April 23, 2010

"Too Fat to Fight" is Your Fault, America

There's been a lot of talk recently about the fact that more than a quarter of young adults in the U.S. are unable to meet physical requirements to join the military. This makes a whole lot of sense when one considers the national obesity rates overall.

Mission: Readiness is an organization working to help America's youth "succeed academically, stay physically fit, and abide by the law" so that the pool of military recruits stops looking as abysmal as it does now. According to the Mission: Readiness site, 75% of American's youth aged 17-24 do not meet the military's minimum standards because they've either dropped out of high school, have a criminal record, or have physical problems (read: obesity and obesity-related issues, such as diabetes).

I think it's great that Mission: Readiness has thrown the weight of the military community (har, har) behind the efforts to make America's youth healthier. Naturally, though, I care more about healthy eating for healthy eating's sake, whether America's youth grows up and joins the military or grows up, moves to Berkeley, and does just the opposite.

And I do think it's fantastic that improving school lunches has become something of a cause célèbre among the nation's celebrities. But there's a way bigger issue at hand here than just school lunches: America's kitchen illiteracy. I've ranted about this before, but I'm concerned that it's being overlooked by a bunch of pretty famous people who are too scared to tell America the truth: that parents are literally throwing away their children's futures by feeding them processed, take-out, boxed-up trash at home and then letting them sit in front of the T.V. all night. It's easy to blame schools; it's much harder to blame ourselves.

I don't know if this makes me a Republican (heaven help me if it does), but I think it's time America learned its lesson by failing (and by failing, I mean some serious, scary health crises) instead of having preventative mandates about school lunches forced down its throat. As we've seen on Jamie Oliver's Food Revolution, Americans don't like being told what to do (especially by a nosy outsider with a funny accent, right?). And, as tough and dangerous as it might be, wouldn't the importance of learning to prepare healthful meals and get exercise be a much more permanent lesson if Americans learned it the hard way?

I don't wish poor health on anyone, particularly not on children. But how are we supposed to get Americans to internalize these lessons?

Right now, we live in a country where Home Economics, a class that taught students how to cook, clean a house, shop for groceries on a budget, plan meals, sew, or do minor home repairs, is a dirty word.
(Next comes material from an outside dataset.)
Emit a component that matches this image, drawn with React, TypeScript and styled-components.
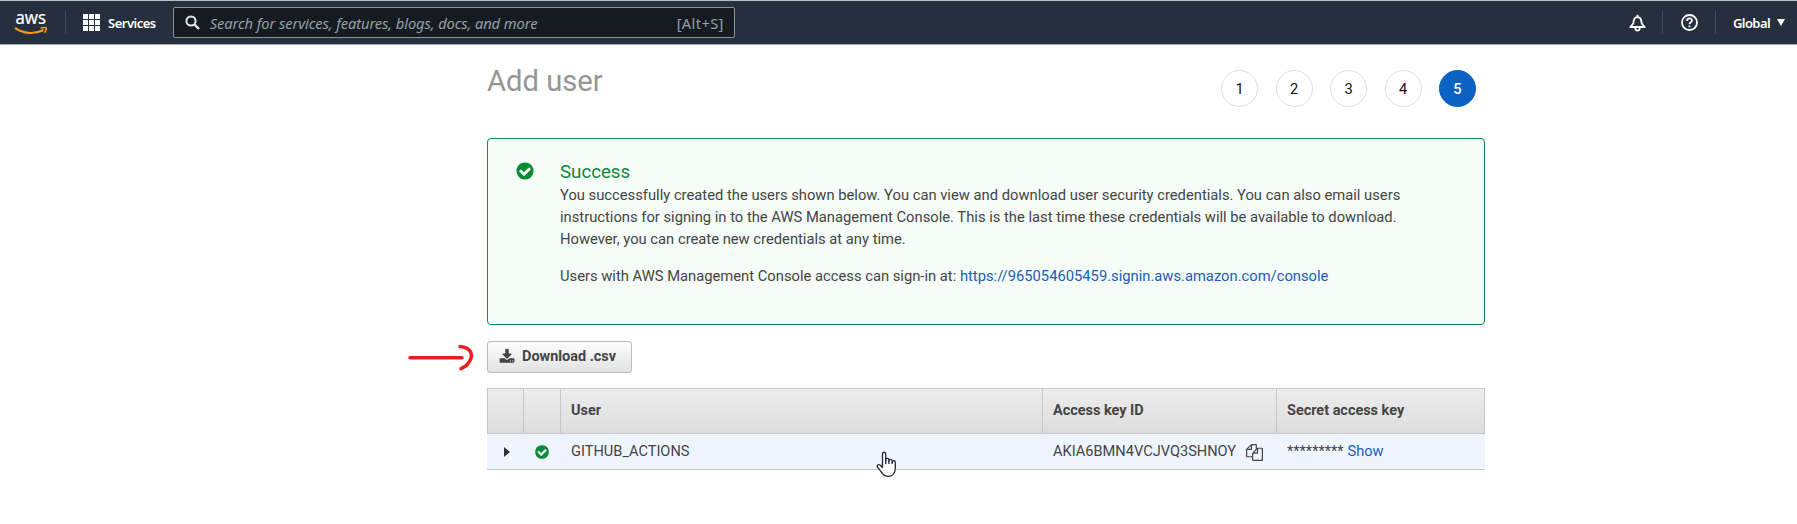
import React from "react";
import styled, { createGlobalStyle } from "styled-components";

const GlobalStyle = createGlobalStyle`
  * { box-sizing: border-box; }
  body { margin: 0; background: #fff; color: #444; font: 14.67px/22px Roboto, "Liberation Sans", sans-serif; }
`;

const Page = styled.div`
  position: relative;
  height: 524px;
  overflow: hidden;
`;

const TopBar = styled.header`
  display: flex;
  align-items: center;
  height: 45px;
  padding: 0 12px 0 14px;
  background: #252f3e;
  background-clip: padding-box;
  border-top: 1px solid #b3c0c9;
  border-bottom: 1px solid #a7a7aa;
  color: #fff;
  font-family: "Noto Sans", "Open Sans", sans-serif;
`;

const Logo = styled.div`
  width: 34px;
  height: 24px;
  svg { display: block; overflow: visible; }
`;

const Divider = styled.i<{ $left: number; $right: number }>`
  width: 1px;
  height: 23px;
  margin: 0 ${(p) => p.$right}px 0 ${(p) => p.$left}px;
  background: #414b5a;
`;

const Dots = styled.span`
  display: grid;
  grid-template-columns: repeat(3, 5px);
  gap: 1px;
  margin-right: 8px;
  i { height: 5px; background: #fff; }
`;

const NavLabel = styled.span<{ $spacing: number }>`
  font-size: 13px;
  font-weight: 600;
  line-height: 20px;
  letter-spacing: ${(p) => p.$spacing}px;
  white-space: nowrap;
`;

const SearchBox = styled.div`
  display: flex;
  align-items: center;
  width: 562px;
  height: 31px;
  margin-left: 17px;
  padding: 0 10px 0 11px;
  background: #161b22;
  border: 1px solid #879596;
  border-radius: 2px;
  font-size: 14.7px;
  line-height: 20px;
  color: #95a0a4;
  white-space: nowrap;
`;

const Placeholder = styled.span`
  flex: 1;
  margin-left: 10px;
  font-style: italic;
  letter-spacing: -0.09px;
`;

const Shortcut = styled.span`
  letter-spacing: 0.35px;
`;

const Tools = styled.div`
  display: flex;
  align-items: center;
  margin-left: auto;
`;

const Caret = styled.i`
  margin-left: 7px;
  border: 4px solid transparent;
  border-top: 7px solid #fff;
  border-bottom: 0;
`;

const Main = styled.main`
  width: 998px;
  margin-left: 487px;
`;

const Heading = styled.div`
  display: flex;
  justify-content: space-between;
  height: 93px;
  padding: 17px 9px 0 0;
`;

const Title = styled.h1`
  margin: 0;
  font-size: 29.2px;
  font-weight: 400;
  line-height: 38px;
  color: #959595;
`;

const Steps = styled.ol`
  display: flex;
  gap: 17.5px;
  margin: 8px 0 0;
  padding: 0;
  list-style: none;
`;

const Step = styled.li<{ $active?: boolean }>`
  display: flex;
  align-items: center;
  justify-content: center;
  width: 37px;
  height: 37px;
  border: 1px solid ${(p) => (p.$active ? "#0a62c4" : "#dedede")};
  border-radius: 50%;
  background: ${(p) => (p.$active ? "#0a62c4" : "#fff")};
  color: ${(p) => (p.$active ? "#fff" : "#111")};
  font-weight: ${(p) => (p.$active ? 500 : 400)};
`;

const Alert = styled.section`
  display: flex;
  height: 187px;
  padding: 22px 27px 0;
  background: #f6fcf7;
  border: 1px solid #118a45;
  border-radius: 4px;
  font-size: 14.76px;
`;

const AlertBody = styled.div`
  margin-left: 25px;
  h2 { margin: 0; font-size: 18.7px; line-height: 23px; font-weight: 400; color: #0d8840; }
  p { margin: 0 0 15px; white-space: nowrap; }
`;

const Link = styled.a`
  color: #1a5dba;
`;

const Icon = styled.svg<{ $size: number; $color: string }>`
  flex: none;
  display: block;
  width: ${(p) => p.$size}px;
  height: ${(p) => p.$size}px;
  fill: ${(p) => p.$color};
`;

const Button = styled.button`
  display: flex;
  align-items: center;
  gap: 7px;
  width: 145px;
  height: 32px;
  margin: 16px 0 15px;
  padding: 0 0 0 11px;
  background: linear-gradient(#fdfdfd, #e2e2e2);
  border: 1px solid #bcbcbc;
  border-radius: 3px;
  color: #444;
  font: 700 14.45px/20px Roboto, sans-serif;
  white-space: nowrap;
`;

const Row = styled.div<{ $head?: boolean }>`
  display: grid;
  grid-template-columns: 36px 37px 482px 234px 1fr;
  height: ${(p) => (p.$head ? 46 : 36)}px;
  background: ${(p) => (p.$head ? "linear-gradient(#ededed, #dcdddc)" : "#eff5fe")};
  border-bottom: 1px solid #c6c9cc;
  border-top: ${(p) => (p.$head ? "1px solid #c6c6c6" : "0")};
  border-right: 1px solid ${(p) => (p.$head ? "#c6c6c6" : "#eff5fe")};
  font-size: ${(p) => (p.$head ? 14.45 : 14.6)}px;
  font-weight: ${(p) => (p.$head ? 700 : 400)};
`;

const Cell = styled.div<{ $line?: boolean; $center?: boolean }>`
  display: flex;
  align-items: center;
  justify-content: ${(p) => (p.$center ? "center" : "flex-start")};
  padding-left: ${(p) => (p.$center ? 0 : 10)}px;
  padding-bottom: ${(p) => (p.$line || p.$center ? 0 : 2)}px;
  border-left: 1px solid ${(p) => (p.$line ? "#c6c6c6" : "transparent")};
  white-space: nowrap;
`;

const Expand = styled.i`
  margin-left: 2px;
  border: 5px solid transparent;
  border-left: 6px solid #333;
  border-right: 0;
`;

const Mask = styled.span`
  margin-right: 4px;
`;

const Annotation = styled.svg`
  position: absolute;
  left: 404px;
  top: 340px;
`;

const Pointer = styled.svg`
  position: absolute;
  left: 875px;
  top: 450px;
`;

const CHECK =
  "M1412 734q0-28-18-46l-91-90q-19-19-45-19t-45 19l-408 407-226-226q-19-19-45-19t-45 19l-91 90q-18 18-18 46 0 27 18 45l362 362q19 19 45 19 27 0 46-19l543-543q18-18 18-45zm252 162q0 209-103 385.5t-279.5 279.5-385.5 103-385.5-103-279.5-279.5-103-385.5 103-385.5 279.5-279.5 385.5-103 385.5 103 279.5 279.5 103 385.5z";
const DOWNLOAD =
  "M1344 1344q0-26-19-45t-45-19-45 19-19 45 19 45 45 19 45-19 19-45zm256 0q0-26-19-45t-45-19-45 19-19 45 19 45 45 19 45-19 19-45zm128-224v320q0 40-28 68t-68 28h-1472q-40 0-68-28t-28-68v-320q0-40 28-68t68-28h465l135 136q58 56 136 56t136-56l136-136h464q40 0 68 28t28 68zm-325-569q17 41-14 70l-448 448q-18 19-45 19t-45-19l-448-448q-31-29-14-70 17-39 59-39h256v-448q0-26 19-45t45-19h256q26 0 45 19t19 45v448h256q42 0 59 39z";
const COPY =
  "M1696 384q40 0 68 28t28 68v1216q0 40-28 68t-68 28h-960q-40 0-68-28t-28-68v-288h-544q-40 0-68-28t-28-68v-672q0-40 20-88t48-76l408-408q28-28 76-48t88-20h416q40 0 68 28t28 68v328q68-40 128-40h416zm-544 213l-299 299h299v-299zm-640-384l-299 299h299v-299zm196 647l316-316v-416h-384v416q0 40-28 68t-68 28h-416v640h512v-256q0-40 20-88t48-76zm956 804v-1152h-384v416q0 40-28 68t-68 28h-416v640h896z";

const CopySlot = styled.span`
  margin: 4px 0 0 10px;
`;

const headers = ["", "", "User", "Access key ID", "Secret access key"];

export default function App() {
  return (
    <Page>
      <GlobalStyle />
      <TopBar>
        <Logo>
          <svg width="34" height="24" viewBox="0 0 34 24">
            <text x="1.5" y="13" fontSize="18" fill="#fff" stroke="#fff" strokeWidth="0.2" textLength="30.5" lengthAdjust="spacingAndGlyphs">aws</text>
            <path d="M1 16.8C9 22.6 20 23.8 29.5 19" fill="none" stroke="#f79a1c" strokeWidth="2.2" />
            <path d="M26.5 17Q31 16 32.3 17Q32.8 18.8 30.5 21.8" fill="none" stroke="#f79a1c" strokeWidth="1.6" />
          </svg>
        </Logo>
        <Divider $left={17} $right={17} />
        <Dots>{Array.from({ length: 9 }, (_, i) => <i key={i} />)}</Dots>
        <NavLabel $spacing={-0.5}>Services</NavLabel>
        <SearchBox>
          <svg width="15" height="15" viewBox="0 0 15 15" fill="none" stroke="#e4e7e9" strokeWidth="2">
            <circle cx="6" cy="6" r="4.6" />
            <path d="M9.3 9.3L14 14" strokeWidth="2.4" />
          </svg>
          <Placeholder>Search for services, features, blogs, docs, and more</Placeholder>
          <Shortcut>[Alt+S]</Shortcut>
        </SearchBox>
        <Tools>
          <svg width="17" height="18" viewBox="0 0 17 18" fill="none" stroke="#fff" strokeWidth="1.8" strokeLinejoin="round">
            <path d="M1.3 13H15.7L12.7 9.5C12.4 6 12 3.2 8.5 3.2S4.6 6 4.3 9.5Z" />
            <path d="M8.5 3V.8M6.2 13.5C6.2 17.6 10.8 17.6 10.8 13.5" />
          </svg>
          <Divider $left={16} $right={18} />
          <svg width="17" height="17" viewBox="0 0 17 17" fill="none" stroke="#fff" strokeWidth="1.8">
            <circle cx="8.5" cy="8.5" r="7.5" />
            <path d="M6 7C6 3.4 11 3.6 11 6.5C11 8.2 8.5 8.2 8.5 10.2M8.5 11.4V13.2" />
          </svg>
          <Divider $left={17} $right={17} />
          <NavLabel $spacing={-0.6}>Global</NavLabel>
          <Caret />
        </Tools>
      </TopBar>
      <Main>
        <Heading>
          <Title>Add user</Title>
          <Steps>
            {[1, 2, 3, 4, 5].map((n) => <Step key={n} $active={n === 5}>{n}</Step>)}
          </Steps>
        </Heading>
        <Alert>
          <Icon $size={20} $color="#0a8a35" viewBox="0 0 1792 1792"><path d={CHECK} /></Icon>
          <AlertBody>
            <h2>Success</h2>
            <p>
              You successfully created the users shown below. You can view and download user security credentials. You can also email users<br />
              instructions for signing in to the AWS Management Console. This is the last time these credentials will be available to download.<br />
              However, you can create new credentials at any time.
            </p>
            <p>Users with AWS Management Console access can sign-in at: <Link>https://965054605459.signin.aws.amazon.com/console</Link></p>
          </AlertBody>
        </Alert>
        <Button>
          <Icon $size={16} $color="#444" viewBox="0 0 1792 1792"><path d={DOWNLOAD} /></Icon>
          Download .csv
        </Button>
        <Row $head>
          {headers.map((h, i) => <Cell key={i} $line>{h}</Cell>)}
        </Row>
        <Row>
          <Cell $center><Expand /></Cell>
          <Cell $center><Icon $size={16} $color="#0a8a35" viewBox="0 0 1792 1792"><path d={CHECK} /></Icon></Cell>
          <Cell>GITHUB_ACTIONS</Cell>
          <Cell>
            AKIA6BMN4VCJVQ3SHNOY
            <CopySlot><Icon $size={17} $color="#444" viewBox="0 0 1792 1792"><path d={COPY} /></Icon></CopySlot>
          </Cell>
          <Cell><Mask>*********</Mask><Link>Show</Link></Cell>
        </Row>
      </Main>
      <Annotation width="72" height="34" viewBox="0 0 72 34" fill="none" stroke="#ed1c1f" strokeWidth="3.5" strokeLinecap="round">
        <path d="M6 17.7H58M56 6.5C64 7 69 12 67 18C65.5 23 61 27 57 28.7" />
      </Annotation>
      <Pointer width="24" height="28" viewBox="0 0 24 28" fill="#fff" stroke="#222834" strokeWidth="1.3" strokeLinejoin="round">
        <path d="M7.5 16V4.2C7.5 1.6 10.7 1.6 10.7 4.2V10.5C10.7 7.6 13.9 8 13.9 10V11C14.2 8.6 17.2 8.9 17.2 11V12.2C17.5 10 20.3 10.3 20.3 12.8V18C20.3 23 17.5 26.4 13.2 26.4C9.5 26.4 8 24.7 6.4 22.2L2.5 17.2C1.2 15.5 3.4 13.6 5.3 15.2L7.5 17.5Z" />
        <path d="M10.7 10V14M13.9 10.5V14M17.2 11.5V14" />
      </Pointer>
    </Page>
  );
}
Of course, the gender roles that Home Ec perpetuated for so long are deplorable, but where else are students (of both sexes) going to learn how to be functional humans? Are we going to raise a nation of fatties who are completely dependent on others to survive? Who drive a block to eat at a McDonald's?

We either need to bring Home Ec back and rely on teachers to show America's youth how to function (you know...in addition to how to read, calculate, observe, think, and exercise), or we need to wake America's parents up and show them what they're doing to their kids and themselves. Soon, the whole country will be too fat to fight, but just saying that and blaming schools won't cut it.


  1. In my home ec class we made...nachos.

  2. Look at school cafeteria menus... that's the nutrition standard you'll see in any home ec type class.